= Speaking in Tongues (speech) =

Essay by Gloria E. Anzaldúa

Title of Gloria Anzaldúa's speech

Speaking in Tongues: A Letter to 3rd World Women Writers is a letter written by Gloria E. Anzaldúa. The letter was drafted in 1979 and was published in Anzaldúa’s feminist anthology This Bridge Called My Back: Writings by Radical Women of Color (1981). Writing this essay in the format of a letter, Anzaldua urges the reader to “write from the body” and she connects her body to other bodies, creating a community of embodied people. This essay is addressed to women of color as she shows sympathy, encouragement, and words of wisdom towards them. The essay addresses women of color and encourages these women to make their personal, embodied experiences visible in the text. The reader must also allow the text to enter herself, if the reader chooses to enter the text.

== Impact ==
The essay encourages women of color to write and theorize about their lives, and allowing women to think about their race, sex, gender, class realities and histories, and reclaiming their right to write. She also wants women to reclaim themselves since mainstream society has made women of color the ‘other’, and writing takes on that task that which society alienated them from. Anzaldúa even says in her speech that writing keeps her spirit alive and revolt, and writing compensates for what the real world of her time deprives her from. She states that writing allows her to accept who she is and reclaiming that for herself.

Writing introduces at power that when women of color write, it gives them power, and a woman with power is feared. And when women come together and share their writing with one another, a community is created.
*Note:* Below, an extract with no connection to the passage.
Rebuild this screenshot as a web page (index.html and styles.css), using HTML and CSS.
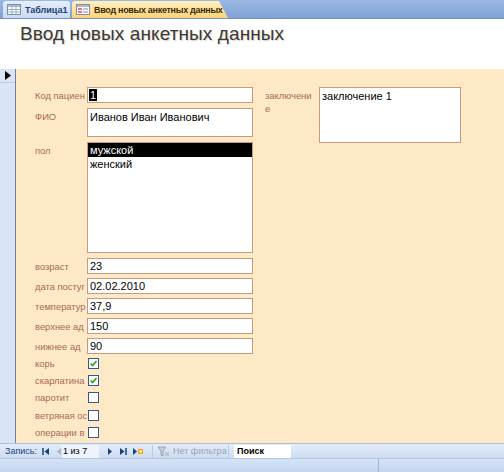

This community dispels all loneliness and sense of powerlessness, but Anzaldúa explains that it, “…propels [her] to leap into a timeless, spaceless no place where [she] can forget [herself] and feel [she’s] the universe. This is power”. She closes her essay saying to ignore the rules and the ways of society and to allow the voice that lies within yourself to come out and sell it.

Anzaldúa’s speech received responses from people of different sexualities, rape survivors, and people of color. Her speech opened up the eyes of African American and Latina professors who suffered from self-doubt and self-hate caused by racism and sexism. Anzaldúa’s style of writing and speech was used to describe Linda Kerber’s keynote address to the American Studies Association. Kerber addressed the rise of a new disciplinary identity which was founded upon the paradigm of diversity. Her work became the path for those who needed the guidance.